It’s the American dream. Kerouac, Kesey and Furthur, even Bugs Bunny (why do you think he always tunnels in at the beginning of each cartoon?) have all experienced the road trip. Now, it’s my turn.
Last Friday, before a pretty decent Mirah show at the Aladin, I cleaned out my savings account on my new ride — a midnight blue, 1983 VW Vanagon Westfalia. Fully camperized, she contains a pop-top tent, two beds, a stove, fridge and sink. I love Ellyn, but I also have a second girl in my life now.
A bit of rust on the hub caps, a horrible, peeling paint job and 200,000 miles are her only drawbacks. The pop-top is a little moldy, as well. Nothing that can’t be fixed over the next 8 months. Why 8 months? Well, come next March, I hope to call it quits as the editor of the Tri-County and embark on an adventure to all 48 continental states. Hell, I might even try to make it to Alaska, why not?
Of course, I will be updating my adventure on the blog — including the countdown and my work to get the van ready.
So stay tuned. And here are some of my first adventures…
What’s in a name?
So… the list is pretty short right now. She needs a name.
Elly suggested Guenevere, which has a cool King Arthur/Death Cab thing going for it. But at the same time, it has a nerdy King Arthur/Fake-Padded-Sword-In-The-Park thing going for it, too.
I like Penelope. Not sure it fits, though.
I could use some more ideas. Help name my van, if you want.
Inside
One of the best parts is the analog clock in the dash.
And, of course, there is the stove and sink.
And the part that seemed to impress the guy I bought it from most… the tiny ice tray.
The DMV
So, after driving my beauty home from Portland, and then driving it around uninsured and unregistered for two days, I went in to the DMV on Monday to take care of things. So, the DMV in Junction is tiny, staffed by two women, who were about as helpful as you can expect DMV employees to be.
So, I walk into the tiny, one-room DMV, expecting a fast trip, seeing that it is empty save me and one other young guy looking to renew his Jeep’s tags. So, I take my title and begin to fill out my forms. I grab the “Title Transfer Form,” seeing that I am transferring a title. All goes well. I take my form up and… its the wrong form. I need the form with the blue boarder, called the “Title registration Form.”

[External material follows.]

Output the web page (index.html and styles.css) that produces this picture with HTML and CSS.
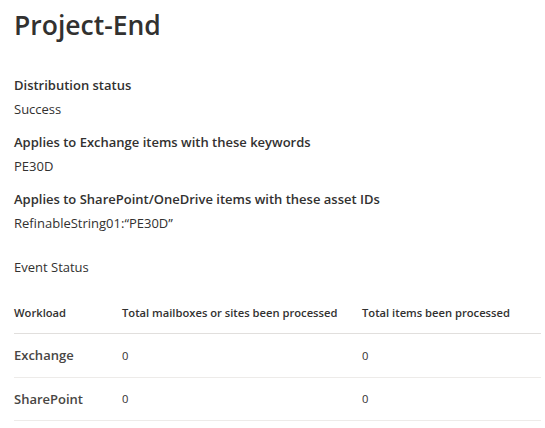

“But, I’m transferring a title,” I say.
“Yeah, but you are also registering it. Get the other form,” she replies. She was gruff, for no reason.
So, blue boarder. Done. Back to the desk.
Things move along. She types in my VIN. Ahh…
“Looks like this is registered as a motor home,” she says.
“What’s that mean,” I ask. Obviously seeking the repercussions of such a vehicle rating.
“It means it has a stove and stuff like that,” she says, shortly, as if I’m a moron.
NO FREAKING WAY! I know what a motor home is… but why do I care, as far as registration is concerned? But, I am polite. I move on.
“Looks like your tags expire in September. Want to renew now?”
Tags don’t cost a ton. “Sure,” I say.
So, this is when she pulls out a calculator, and I know I answered the last question wrong.
Entering a series of totals, she rings me up for something like $300.
“So that’s what a motor home rating means,” I say. “That’s what I was getting at.”
She looks up. Just with her eyes. Daggers.
“Yeah. It is done by the foot. Length costs with motor homes.”
Thanks. I cancel the tags, and just transfer the title, which is still $55. No cards. $1.90 fee on the ATM.
I hate the DMV.
Her history

Born in Germany, she moved to Portland shortly after her birth. After a few years in the Rose City, she was taken away to San Fransisco, where she lived most of the 1990s. In the early 21st century, she moved back to Portland, where she was bought by Chris and his wife, a late-30s couple from North Portland. After two years of weekend camping, the couple listed her on Craigslist. That’s where I found her.